Elliott argues that these narratives have become a key tool in enabling practices that differentiate selves from others, friends from enemies, the domestic from the foreign, civilisation from the barbarian. They operate with a particular conception of time and constitute a British, democratic, national identity by positing an "other" that is barbaric, alien, despotic, violent and backward. Such understandings are useful in wake of disaster, because they leave us with something to do: danger can be managed by bringing certain people and places up-to-date.

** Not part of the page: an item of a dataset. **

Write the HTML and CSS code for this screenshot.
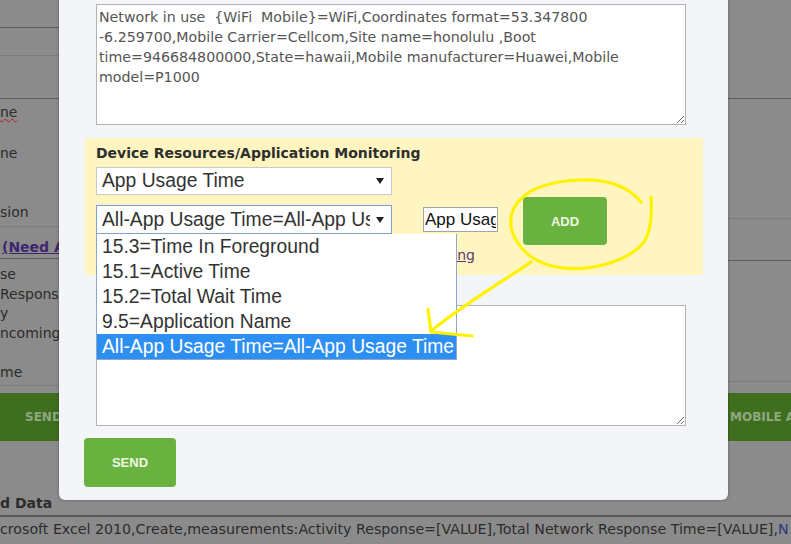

However, this book shows that there are other stories to be told, and that it is possible to read stories about history against the grain and author alternative, less oppressive, versions.
Providing a genealogy drawing on material from colonial and postcolonial Britain and Pakistan, including legislation, political discourse, popular culture and government projects, this book will be of interest to scholars and students focusing on democracy promotion; genealogy; critical border studies; poststructural IR; postcolonial politics; discourse analysis; identity/subjectivity; and "the war on terror".